The Sum of Your Decisions

By Alex Hillman on Monday, February 6th, 2012 in Community, elsewhere with No Comments

Imagine if your life experiences were all grouped together with similar experiences, one after the other. It might look something like this parable from the book Sum:

You spend 2 months driving the street in front of your house, seven months having sex. You sleep for thirty years without opening your eyes. For 5 months straight you flip through magazines while sitting on the toilet.

You take all your pain at once, all twenty-seven intense hours of it. Bones break, cars crash, skin is cut, babies are born. Once you make it through, it’s agony-free for the rest of your life.

But that doesn’t mean it’s always pleasant.

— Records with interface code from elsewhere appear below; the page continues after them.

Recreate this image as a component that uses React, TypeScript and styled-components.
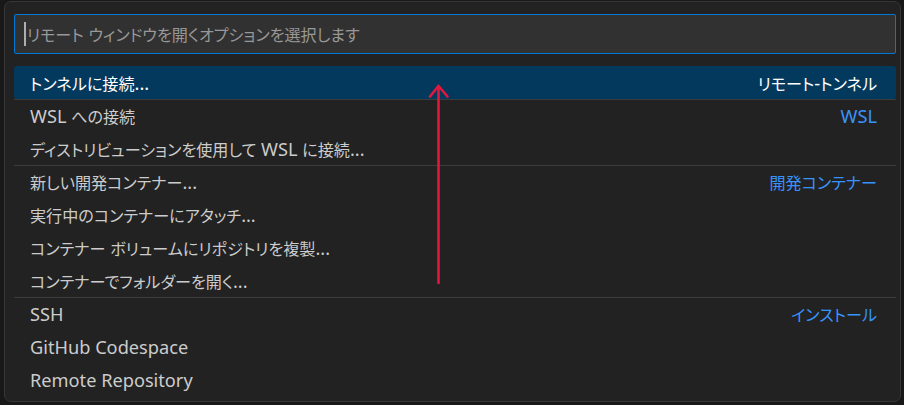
import React from "react";
import styled, { createGlobalStyle } from "styled-components";

const GlobalStyle = createGlobalStyle`
  html, body {
    margin: 0;
    padding: 0;
    background: #181818;
  }
  body {
    width: 904px;
    height: 405px;
    overflow: hidden;
    font-family: "Noto Sans", "Noto Sans CJK JP", sans-serif;
  }
`;

const Stage = styled.div`
  position: relative;
  width: 904px;
  height: 405px;
  box-sizing: border-box;
  padding: 1px 3px 3px 4px;
`;

const Panel = styled.div`
  box-sizing: border-box;
  width: 897px;
  height: 401px;
  background: #222222;
  border: 1px solid #363636;
  border-radius: 7px;
  padding: 12px 4px 0 9px;
  display: flex;
  flex-direction: column;
  gap: 12px;
  overflow: hidden;
`;

const InputBox = styled.div`
  box-sizing: border-box;
  height: 40px;
  background: #313131;
  border: 1px solid #0078d4;
  border-radius: 2px;
  display: flex;
  align-items: center;
  padding-left: 9px;
`;

const Caret = styled.span`
  width: 2px;
  height: 24px;
  background: #aeafad;
  flex: none;
`;

const Placeholder = styled.span`
  margin-left: 1px;
  color: #989898;
  font-size: 18.2px;
  white-space: nowrap;
`;

const List = styled.div`
  display: flex;
  flex-direction: column;
`;

const Row = styled.div<{ $sep?: boolean; $active?: boolean }>`
  box-sizing: border-box;
  height: 33px;
  display: flex;
  align-items: center;
  justify-content: space-between;
  padding: 0 19px 0 16px;
  border-top: 1px solid ${(p) => (p.$sep ? "#3c3c3c" : "transparent")};
  background: ${(p) => (p.$active ? "#04395e" : "transparent")};
  border-radius: ${(p) => (p.$active ? "3px" : "0")};
  color: ${(p) => (p.$active ? "#ffffff" : "#cccccc")};
  font-size: 18.2px;
  white-space: nowrap;
`;

const Label = styled.span``;

const Group = styled.span<{ $active?: boolean }>`
  color: ${(p) => (p.$active ? "#ffffff" : "#3794ff")};
`;

const Cjk = styled.span`
  font-family: "Noto Sans CJK JP", sans-serif;
  font-size: 0.885em;
  font-feature-settings: "palt";
`;

const Overlay = styled.svg`
  position: absolute;
  left: 0;
  top: 0;
  pointer-events: none;
`;

const CJK_RE = /([\u3000-\u30ff\u4e00-\u9fff\uff00-\uffef]+)/;

function Txt({ children }: { children: string }) {
  const parts = children.split(CJK_RE).filter((s) => s.length > 0);
  return (
    <>
      {parts.map((p, i) =>
        CJK_RE.test(p) ? <Cjk key={i}>{p}</Cjk> : <React.Fragment key={i}>{p}</React.Fragment>
      )}
    </>
  );
}

type Item = { label: string; group?: string; sep?: boolean; active?: boolean };

const items: Item[] = [
  { label: "トンネルに接続...", group: "リモート-トンネル", active: true },
  { label: "WSL への接続", group: "WSL", sep: true },
  { label: "ディストリビューションを使用して WSL に接続..." },
  { label: "新しい開発コンテナー...", group: "開発コンテナー", sep: true },
  { label: "実行中のコンテナーにアタッチ..." },
  { label: "コンテナー ボリュームにリポジトリを複製..." },
  { label: "コンテナーでフォルダーを開く..." },
  { label: "SSH", group: "インストール", sep: true },
  { label: "GitHub Codespace" },
  { label: "Remote Repository" },
];

export default function App() {
  return (
    <Stage>
      <GlobalStyle />
      <Panel>
        <InputBox>
          <Caret />
          <Placeholder>
            <Txt>リモート ウィンドウを開くオプションを選択します</Txt>
          </Placeholder>
        </InputBox>
        <List>
          {items.map((it) => (
            <Row key={it.label} $sep={it.sep} $active={it.active}>
              <Label>
                <Txt>{it.label}</Txt>
              </Label>
              {it.group && (
                <Group $active={it.active}>
                  <Txt>{it.group}</Txt>
                </Group>
              )}
            </Row>
          ))}
        </List>
      </Panel>
      <Overlay width={904} height={405} viewBox="0 0 904 405">
        <g stroke="#e3173e" strokeWidth={2.6} strokeLinecap="round" fill="none" strokeLinejoin="round">
          <line x1={438.5} y1={283} x2={438.5} y2={86} />
          <polyline points="430,96.5 438.5,86 447.5,96.5" />
        </g>
      </Overlay>
    </Stage>
  );
}
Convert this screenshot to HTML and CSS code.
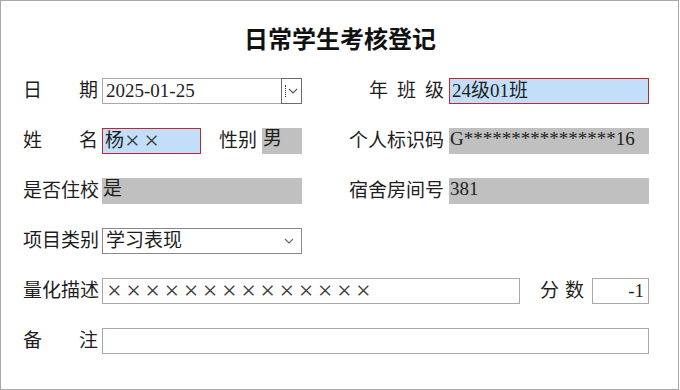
FILE: index.html
```html
<!DOCTYPE html>
<html lang="zh-CN">
<head>
 <meta charset="UTF-8">
 <title>日常学生考核登记</title>
 <link rel="stylesheet" href="styles.css">
</head>
<body>
 <div class="sheet">
 <h1 class="title">日常学生考核登记</h1>

 <div class="row">
 <span class="label">日期</span>
 <div class="field date">
 <span class="date-text">2025-01-25</span>
 <span class="date-btn">
 <span class="focus-dot"></span>
 <svg width="10" height="6" viewBox="0 0 10 6"><path d="M1 1 L5 5 L9 1" fill="none" stroke="#555" stroke-width="1.1"/></svg>
 </span>
 </div>
 <span class="label-r"><span class="label">年班级</span></span>
 <div class="field active">24级01班</div>
 </div>

 <div class="row">
 <span class="label">姓名</span>
 <div class="pair">
 <div class="field active name">杨<span class="cross">××</span></div>
 <span class="sub-label">性别</span>
 <div class="field locked sex">男</div>
 </div>
 <span class="label-r">个人标识码</span>
 <div class="field locked">G****************16</div>
 </div>

 <div class="row">
 <span class="label">是否住校</span>
 <div class="field locked">是</div>
 <span class="label-r">宿舍房间号</span>
 <div class="field locked">381</div>
 </div>

 <div class="row">
 <span class="label">项目类别</span>
 <div class="field select">
 <span>学习表现</span>
 <svg width="10" height="6" viewBox="0 0 10 6"><path d="M1 1 L5 5 L9 1" fill="none" stroke="#666" stroke-width="1.1"/></svg>
 </div>
 </div>

 <div class="row wide">
 <span class="label">量化描述</span>
 <div class="pair">
 <div class="field desc"><span class="cross">××××××××××××××</span></div>
 <span class="label score-label">分数</span>
 <div class="field score">-1</div>
 </div>
 </div>

 <div class="row wide">
 <span class="label">备注</span>
 <div class="field"></div>
 </div>
 </div>
</body>
</html>
```

FILE: styles.css
```css
body {
margin: 0;
padding: 0;
background: #fff;
font-family: "Liberation Serif", "Noto Sans CJK SC", serif;
font-size: 19px;
color: #1e1e1e;
}
.sheet {
width: 679px;
height: 390px;
box-sizing: border-box;
border: 1px solid #a8a8a8;
padding: 22px 0 0 22px;
}
.title {
margin: 0;
width: 634px;
text-align: center;
font-family: "Noto Sans CJK SC", sans-serif;
font-size: 24px;
line-height: 30px;
font-weight: bold;
color: #111;
}
.row {
display: grid;
grid-template-columns: 75px 200px 139px 200px;
column-gap: 4px;
width: 626px;
height: 26px;
margin-top: 24px;
align-items: center;
}
.row:first-of-type {
margin-top: 25px;
}
.row.wide {
grid-template-columns: 75px 1fr;
}
.label {
display: block;
width: 75px;
text-align: justify;
text-align-last: justify;
line-height: 26px;
white-space: nowrap;
}
.label-r {
display: flex;
justify-content: flex-end;
line-height: 26px;
white-space: nowrap;
padding-right: 1px;
}
.field {
box-sizing: border-box;
height: 26px;
line-height: 24px;
border: 1px solid #a8a8a8;
padding: 0 3px;
white-space: nowrap;
background: #fff;
}
.field.active {
border-color: #c0282d;
background: #c2def8;
padding-left: 2px;
}
.field.locked {
border: none;
background: #c0c0c0;
padding: 0 1px;
line-height: 22px;
}
.pair {
display: flex;
align-items: center;
height: 26px;
}
.name {
display: flex;
align-items: center;
width: 99px;
}
.sub-label {
margin-left: auto;
margin-right: 5px;
line-height: 26px;
}
.sex {
width: 40px;
height: 26px;
}
.cross {
font-size: 26px;
line-height: 24px;
letter-spacing: 4.5px;
color: #3a3a3a;
}
.name .cross {
margin-left: 1px;
}
.desc {
display: flex;
align-items: center;
width: 418px;
padding-left: 4px;
}
.date {
display: flex;
padding: 0;
}
.date-text {
flex: 1;
padding-left: 3px;
}
.date-btn {
width: 21px;
box-sizing: border-box;
border: 1px solid #6a6a6a;
margin: -1px -1px -1px 0;
height: 26px;
display: flex;
align-items: center;
justify-content: center;
gap: 1px;
}
.focus-dot {
width: 1px;
height: 12px;
border-left: 1px dotted #333;
}
.select {
display: flex;
justify-content: space-between;
align-items: center;
border-color: #888;
}
.select svg {
margin-right: 4px;
}
.score-label {
width: 44px;
margin-left: auto;
margin-right: 8px;
}
.score {
width: 57px;
text-align: right;
padding-right: 4px;
}
```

You spend six days clipping your nails. Fifteen months looking for lost items.

Eighteen months waiting in line.

Two years of boredom: staring out a bus window, sitting in an airport terminal.

One year reading books.

Your eyes hurt and you itch, because you can’t take a shower until it’s time to take your 200 day marathon shower.

Two weeks wondering what happens when you die. One minute realizing your body is falling. Seventy seven hours of confusion.

One hour realizing you’ve forgotten someone’s name. Three weeks realizing you are wrong.

Two days lying.

Six weeks waiting for a green light. Seven hours vomiting. Fourteen minutes experiencing pure joy.

Three months doing laundry.

Fifteen hours writing your signature. Two days tying shoelaces. Sixty seven days of heartbreak.

Five weeks driving lost. Three days calculating restaurant tips. Fifty one days deciding what to wear.

Nine days pretending you know what’s being talking about.

Two weeks counting money. Eighteen days staring into the refrigerator. Thirty four days longing.

Six months watching commercials. Four weeks sitting in thought, wondering if there is something better you could be doing with your time.

Three years swallowing food.

Five days working buttons and zippers.

Four minutes wondering what your life would be like if you reshuffled the order of the events.

Sum is a quirky book of creative stories guessing what an afterlife might be like. This first of the forty “afterlives” described in the book caught me. Not in any spiritual way (I haven’t really been spiritual in a very long time), but in a way that made me realize how powerful it is that our lives aren’t organized into these kinds of groupings of events.

I also realized how many people live their lives as if it were organized this way.

We put a whole lot of pressure on ourselves to make the right decisions. But the right decisions don’t matter nearly as much as we make them out to, because more often than not, we’re going to get a chance to make that decision again. Probably sooner than we think.

In your personal life, in your community, in your job, career, or business – more decisions are able to be made and remade than you’re probably willing to admit. You make excuses for the decisions you’ve made as if you’re still living with them instead of looking for the next opportunity to make that decision a different way – for better or for worse.

JFDI isn’t just an excuse to say “fuck” every time somebody asks me what the tattoo on my arm means. Just Fucking Do It is my way of reminding myself to let go of what was done and doing something new.

Try. Experiment. Iterate. Being willing to make a decision and then let it go when the next decision comes along is what JFDI means to me today.

Your life isn’t the result of your decisions until you stop making decisions.

The beautify is that if you’ve already stopped – you can always start again.